Clearly a child with a strong understanding of race
The conversation came to a screeching halt. My grandma gave me an “well shit” face realizing my understanding of color didn’t expand beyond a box of crayons. I made abundantly clear in the middle of Thanksgiving dinner that no one had ever explained race to me, and that someone would have to explain it to me very soon. The looks of stunned polite awkwardness on my parent’s face was a mixture of white apologetic, well don’t kids just say the darndest thing and the face you make when a kid spills grape juice on fancy couch. There was this lingering pause where everyone tried to figure out where to go from there after I unintentionally tossed a landmine into conversation. Rev. Dr. Jacobs took my ignorance in stride and kindly turned to me saying, “I am Black and brown honey, I’ll explain to you after dinner.” He said it with a calm firmness that told me the conversation was over for the moment but there was more to come. I remember thinking to myself, I don’t believe you, but I can’t prove you wrong. It was the same feeling I had when I was learning to swim and my parents telling me they weren’t getting further away even though I was pretty convinced they were. Like there was something I was missing but I had no clue what it was. With a heartfelt smile and comment that I was going to be quite a handful Rev. Dr. Jacobs got conversation back on track and dinner continued with lovely un-memorability.
As dinner finished, I grabbed my crayon box itching to learn exactly how Rev. Dr. Jacobs could be both Black and brown as he claimed. Rev. Dr. Jacobs sat in an armchair by the fireplace the shadow of two three feet high black and white framed photos of his time in Africa that stood over the mantle and I sat at his feet, crayons at the ready. My competitiveness drove me to prove that I was the superior color master, so I unceremoniously took out my brown crayon and held it up to Rev. Dr. Jacob’s hand and said, “look your brown, not black.” He looked me in straight in the eyes and responded, “Black is more than just a crayon color.” He picked up the peach-colored crayon, the white crayon and began explaining race to me with four crayons.
One of the portraits that hung above our mantel— -my father’s Peace Corps host family (Mombasa, Kenya)
Rev.

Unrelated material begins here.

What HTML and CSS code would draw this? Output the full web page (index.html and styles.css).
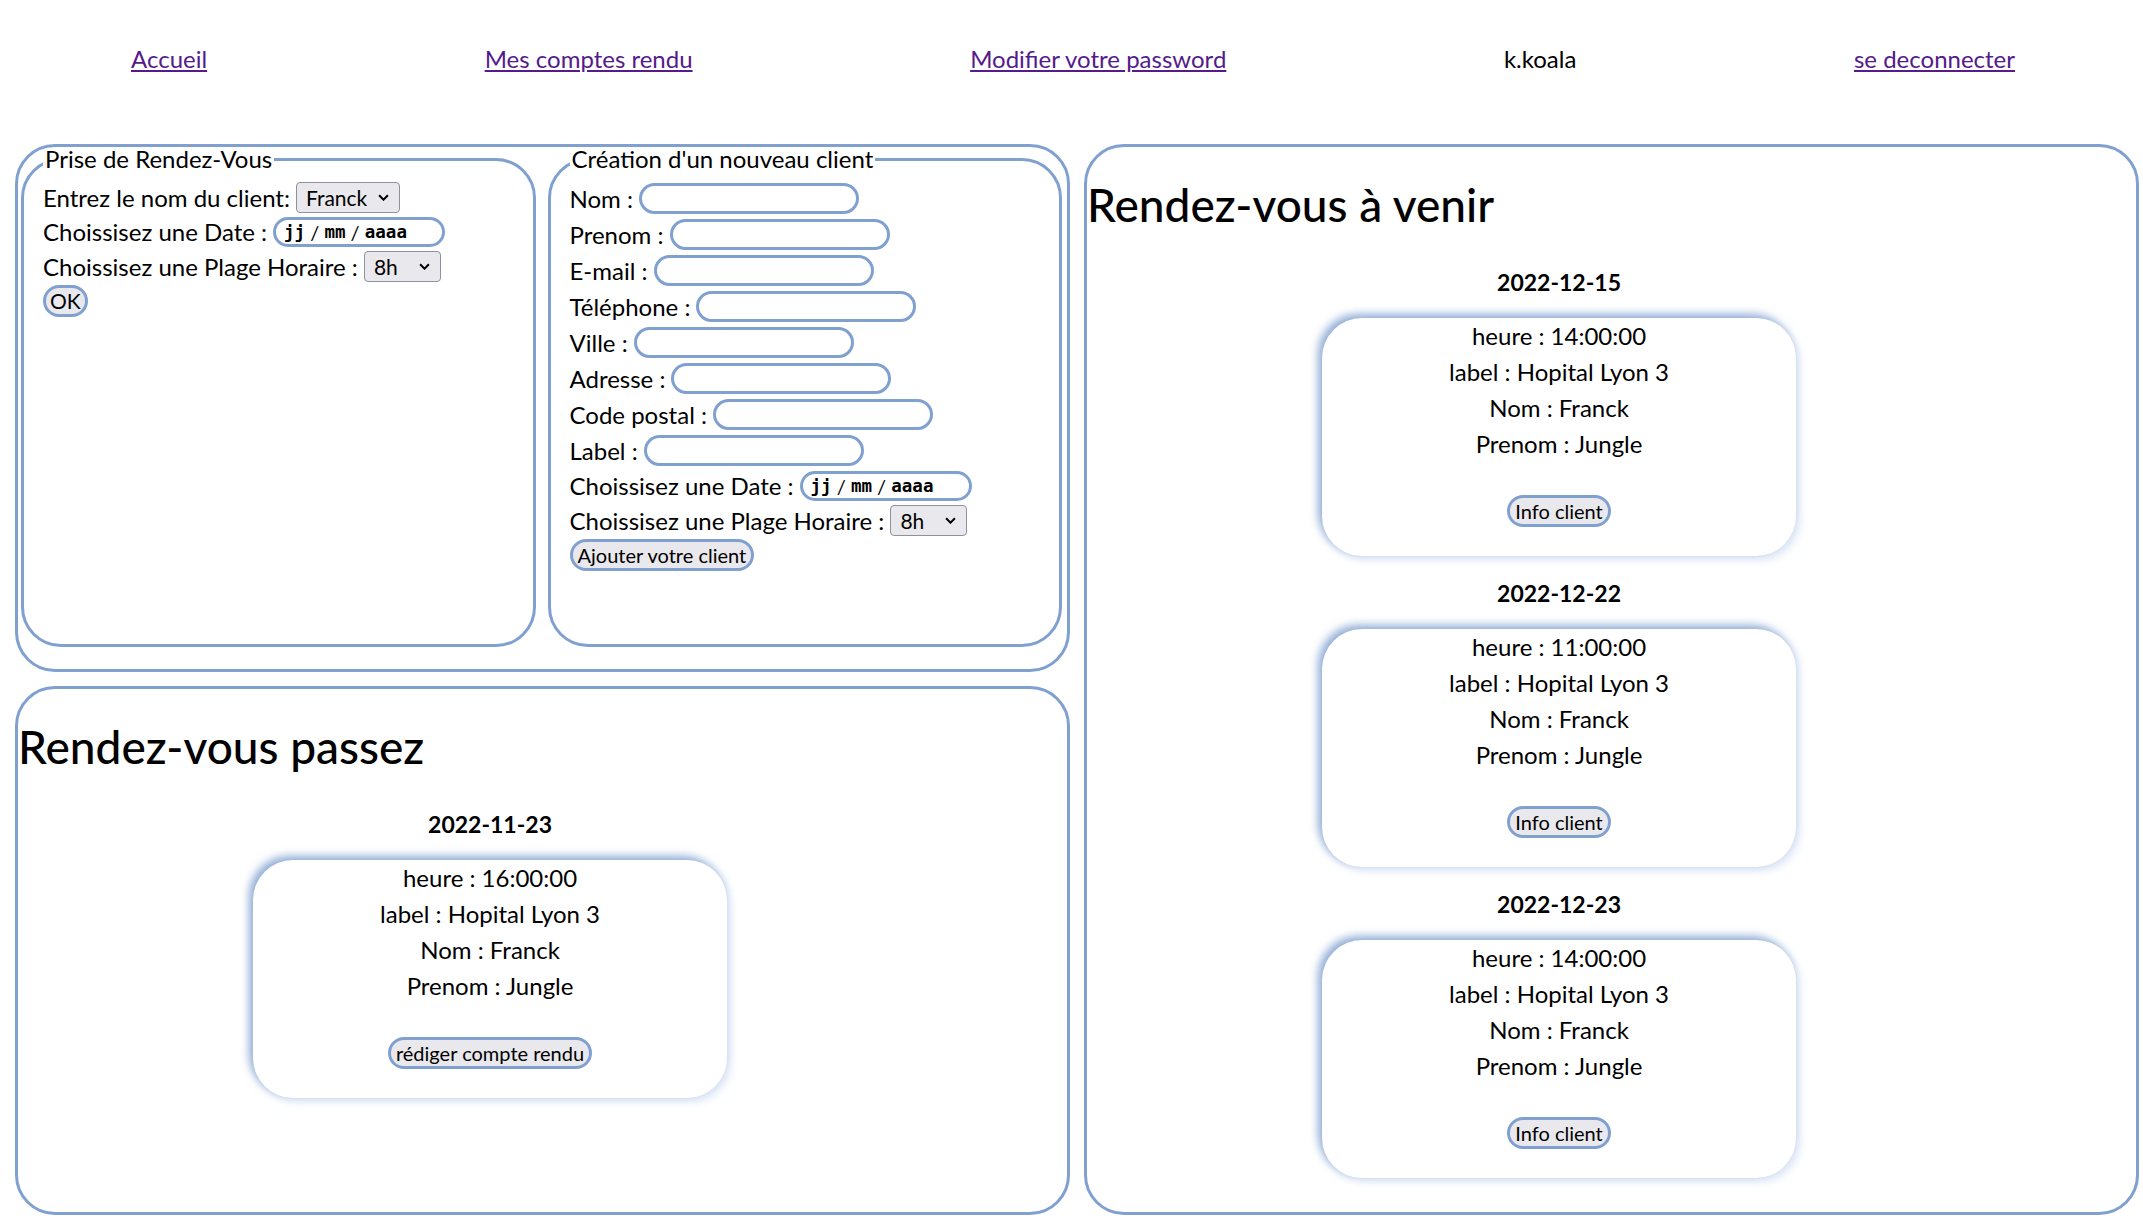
FILE: index.html
```html
<!DOCTYPE html>
<html lang="fr">
<head>
<meta charset="utf-8">
<title>Rendez-vous</title>
<link rel="stylesheet" href="styles.css">
</head>
<body>
<nav class="topnav">
  <ul class="nav-list">
    <li><a href="#">Accueil</a></li>
    <li><a href="#">Mes comptes rendu</a></li>
    <li><a href="#">Modifier votre password</a></li>
    <li><span class="user">k.koala</span></li>
    <li><a href="#">se deconnecter</a></li>
  </ul>
</nav>
<main class="layout">
  <section class="forms-box">
    <fieldset class="panel panel-rdv">
      <legend>Prise de Rendez-Vous</legend>
      <div class="row"><label>Entrez le nom du client:</label><span class="select-wrap"><select class="select select-name"><option>Franck</option></select><svg class="chev" viewBox="0 0 10 6"><path d="M1 1 L5 5 L9 1" fill="none" stroke="#000" stroke-width="1.8"/></svg></span></div>
      <div class="row"><label>Choissisez une Date :</label><span class="date-input"><span class="seg">jj</span>&nbsp;/&nbsp;<span class="seg">mm</span>&nbsp;/&nbsp;<span class="seg">aaaa</span></span></div>
      <div class="row"><label>Choissisez une Plage Horaire :</label><span class="select-wrap"><select class="select select-hour"><option>8h</option></select><svg class="chev" viewBox="0 0 10 6"><path d="M1 1 L5 5 L9 1" fill="none" stroke="#000" stroke-width="1.8"/></svg></span></div>
      <div class="row"><button class="btn btn-ok" type="button">OK</button></div>
    </fieldset>
    <fieldset class="panel panel-client">
      <legend>Création d'un nouveau client</legend>
      <div class="row row-text"><label>Nom :</label><input class="text-input" type="text"></div>
      <div class="row row-text"><label>Prenom :</label><input class="text-input" type="text"></div>
      <div class="row row-text"><label>E-mail :</label><input class="text-input" type="text"></div>
      <div class="row row-text"><label>Téléphone :</label><input class="text-input" type="text"></div>
      <div class="row row-text"><label>Ville :</label><input class="text-input" type="text"></div>
      <div class="row row-text"><label>Adresse :</label><input class="text-input" type="text"></div>
      <div class="row row-text"><label>Code postal :</label><input class="text-input" type="text"></div>
      <div class="row row-text"><label>Label :</label><input class="text-input" type="text"></div>
      <div class="row row-date"><label>Choissisez une Date :</label><span class="date-input"><span class="seg">jj</span>&nbsp;/&nbsp;<span class="seg">mm</span>&nbsp;/&nbsp;<span class="seg">aaaa</span></span></div>
      <div class="row"><label>Choissisez une Plage Horaire :</label><span class="select-wrap"><select class="select select-hour"><option>8h</option></select><svg class="chev" viewBox="0 0 10 6"><path d="M1 1 L5 5 L9 1" fill="none" stroke="#000" stroke-width="1.8"/></svg></span></div>
      <div class="row"><button class="btn" type="button">Ajouter votre client</button></div>
    </fieldset>
  </section>

  <section class="rdv-box past">
    <h1 class="rdv-title">Rendez-vous passez</h1>
    <div class="rdv-list">
      <h3 class="rdv-date">2022-11-23</h3>
      <div class="rdv-card">
        <p>heure : 16:00:00</p>
        <p>label : Hopital Lyon 3</p>
        <p>Nom : Franck</p>
        <p>Prenom : Jungle</p>
        <div class="card-action"><button class="btn" type="button">rédiger compte rendu</button></div>
      </div>
    </div>
  </section>

  <section class="rdv-box upcoming">
    <h1 class="rdv-title">Rendez-vous à venir</h1>
    <div class="rdv-list">
      <h3 class="rdv-date">2022-12-15</h3>
      <div class="rdv-card">
        <p>heure : 14:00:00</p>
        <p>label : Hopital Lyon 3</p>
        <p>Nom : Franck</p>
        <p>Prenom : Jungle</p>
        <div class="card-action"><button class="btn" type="button">Info client</button></div>
      </div>
      <h3 class="rdv-date">2022-12-22</h3>
      <div class="rdv-card">
        <p>heure : 11:00:00</p>
        <p>label : Hopital Lyon 3</p>
        <p>Nom : Franck</p>
        <p>Prenom : Jungle</p>
        <div class="card-action"><button class="btn" type="button">Info client</button></div>
      </div>
      <h3 class="rdv-date">2022-12-23</h3>
      <div class="rdv-card">
        <p>heure : 14:00:00</p>
        <p>label : Hopital Lyon 3</p>
        <p>Nom : Franck</p>
        <p>Prenom : Jungle</p>
        <div class="card-action"><button class="btn" type="button">Info client</button></div>
      </div>
    </div>
  </section>
</main>
</body>
</html>
```
FILE: styles.css
```css
body {
  margin: 0;
  font-family: Lato, "Open Sans", sans-serif;
  font-size: 24px;
  color: #000;
  background: #fff;
}

/* ---------- navigation ---------- */
.topnav {
  height: 144px;
}
.nav-list {
  display: flex;
  justify-content: space-between;
  list-style: none;
  margin: 0;
  padding: 41px 128px 0 131px;
  line-height: 36px;
}
.nav-list a {
  color: #551a8b;
  text-decoration: underline;
}

/* ---------- grid ---------- */
.layout {
  display: grid;
  grid-template-columns: 1fr 1fr;
  grid-template-rows: 528px 529px;
  column-gap: 14px;
  row-gap: 14px;
  padding: 0 4px 0 15px;
}

.forms-box {
  grid-column: 1;
  grid-row: 1;
  display: flex;
  gap: 12px;
  border: 3px solid #80a0d0;
  border-radius: 40px;
  padding: 0 5px 22px 3px;
}

.panel {
  flex: 1 1 0;
  min-width: 0;
  margin: 0;
  border: 3px solid #80a0d0;
  border-radius: 40px;
  padding: 9px 19px 0 19px;
}
.panel legend {
  padding: 0 2px;
  line-height: 24px;
}

.row {
  display: flex;
  align-items: center;
  height: 34.5px;
  white-space: nowrap;
}
.row-text {
  height: 36px;
}
.row-date {
  height: 35px;
}

.text-input {
  box-sizing: border-box;
  width: 220px;
  height: 31px;
  margin: 0 0 0 6px;
  padding: 0 12px;
  border: 3px solid #80a0d0;
  border-radius: 16px;
  background: #fff;
  font: inherit;
}

.date-input {
  box-sizing: border-box;
  display: inline-flex;
  align-items: center;
  width: 172px;
  height: 30px;
  margin-left: 6px;
  padding-left: 8px;
  border: 3px solid #80a0d0;
  border-radius: 15px;
  background: #fff;
  font-size: 20px;
}
.date-input .seg {
  font-family: "DejaVu Sans Mono", monospace;
  font-size: 17.5px;
  font-weight: bold;
}

.select-wrap {
  position: relative;
  display: inline-block;
  margin-left: 6px;
}
.select {
  display: block;
  box-sizing: border-box;
  -webkit-appearance: none;
  appearance: none;
  height: 31px;
  padding: 0 0 0 9px;
  border: 1px solid #8f8f9d;
  border-radius: 4px;
  background: #e9e9ed;
  color: #000;
  font-family: inherit;
  font-size: 21px;
}
.select-name {
  width: 104px;
}
.select-hour {
  width: 77px;
}
.chev {
  position: absolute;
  right: 11px;
  top: 50%;
  width: 11px;
  height: 7px;
  margin-top: -3px;
  pointer-events: none;
}

.btn {
  box-sizing: border-box;
  height: 32px;
  padding: 0 5px;
  border: 3px solid #80a0d0;
  border-radius: 16px;
  background: #e9e9ed;
  color: #000;
  font-family: inherit;
  font-size: 20px;
  line-height: 1;
}
.btn-ok {
  font-size: 21px;
  padding: 0 4px;
}

/* ---------- rendez-vous lists ---------- */
.rdv-box {
  border: 3px solid #80a0d0;
  border-radius: 40px;
  min-width: 0;
}
.past {
  grid-column: 1;
  grid-row: 2;
}
.upcoming {
  grid-column: 2;
  grid-row: 1 / span 2;
}

.rdv-title {
  margin: 30px 0 13px;
  font-size: 46px;
  font-weight: 500;
  line-height: 1.2;
}

.rdv-list {
  width: 90%;
  display: flex;
  flex-direction: column;
  align-items: center;
}

.rdv-date {
  margin: 23px 0 21px;
  font-size: 23px;
  font-weight: bold;
  line-height: 28.8px;
}

.rdv-card {
  box-sizing: border-box;
  width: 474px;
  height: 238px;
  border-radius: 40px;
  background: #fff;
  box-shadow: -4px -4px 8px rgba(110, 145, 200, 0.75), 4px 4px 8px rgba(200, 215, 240, 0.6);
  text-align: center;
  font-size: 24px;
  line-height: 36px;
}
.rdv-card p {
  margin: 0;
}
.card-action {
  display: flex;
  justify-content: center;
  margin-top: 33px;
}
```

Dr. Jacobs sat there with me next to the fire for what felt like hours, but was probably closer to 20 minutes, and explained constructs of Black and white to me in a way that pushed my understanding of color far beyond crayons. He told me I was white and even though I look like a peach crayon society saw me as white. Similarly, society looked at him as Black even though his skin, as I had correctly identified, was brown. He explained that a long time ago someone decided peach skin was more valuable than brown skin and as a result people might be nicer to me simply because I looked like a peach crayon. I wasn’t necessarily a better person just because I was white, but some people act like everyone peach skin is better. At the same token some white people who look like me claim that people who look like him and those in the portraits above us are less valuable. He explained to me that there are people who believe that Black people and people with brown skin mattered less than white people with peach skin and as a white person I had to try to not be one of the people who saw Black as less beautiful. I had to keep working to be friends with all of God’s children no matter what color crayon they are. I had heard the lesson “love all God’s children” many times before in Sunday school but this time it was different because he taught me that I am white, and he was Black and that meant something. That fact impacted the way we form relationships and we had to work to undo the idea that white is better.
It wasn’t until my first year at Yale Divinity School that I began to understand the profound significance of my Crayola race lesson. During my first semester in Black Theology, I noticed Rev. Dr. Don Jacobs’ name as a signatory of the “Black Power Statement by the National Committee on Negro Churchmen, July 31, 1966.” “The Black Power Statement by the National Committee on Negro Churchmen” was published in the New York Times in 1966 and considered one of the foundational documents of Black Theology. When I saw his name I immediately thought of our fireside chat and began to comprehend how truly blessed I was that a church leader deeply involved in the incarnation of Black theology of liberation took the time to explain white privilege to an overconfident four-year-old with a box of crayons.
At divinity school I saw many of my peers learn they are white in their 20’s and begin to struggle with how whiteness and the legacy of white supremacy impacted the way they moved through the world. Through this I began to understand that Rev. Dr. Jacobs gave me a foundational understanding of race that many of my peers didn’t have. I feel as though many white children are never told they are white until their teen years or later because there is an idea that white children are too young to understand or be burdened with the race conversation. However, due to the violent oppressive white supremacy foundational to American democracy demands that Black and brown children have the talk and explain things such as “hands up, don’t shoot” at very young ages. Tamir Rice was only 12 yet there are 12-year-old white children who live in blissful ignorance of what whiteness is and how it impacts our world. In Mariah Carey’s autobiography The Meaning of Mariah Carey she talks about how as a 4-year-old she was publicly humiliated by teachers for using the wrong crayon in a family portrait because the teachers assumed her father had peach skin rather than brown as she had drawn it. Teachers weaponized crayons against her at the same age Rev. Dr. Jacobs used crayons to explain whiteness.
During this past summer of racial reckoning several of my white female peers asked me questions about whiteness and what “doing the work” looks like. I believe that one of the most important things that parents of white children can do is explain to their children that they are white and what that means for how they move through the world. Lessons about dismantling white supremacy shouldn’t begin at 30 after grotesque police executions are caught on film, it should begin in childhood. White people have to start taking responsibility for how white children understand themselves in the world and how they can work to be anti-racist throughout their entire lives rather than waiting until they are “old enough” to talk about race. Not every white child will have the privilege of having an empathetic Black religious leader take the time to explain race to them after they are wholly incorrect at the dinner table, we have to start taking responsibility for ourselves.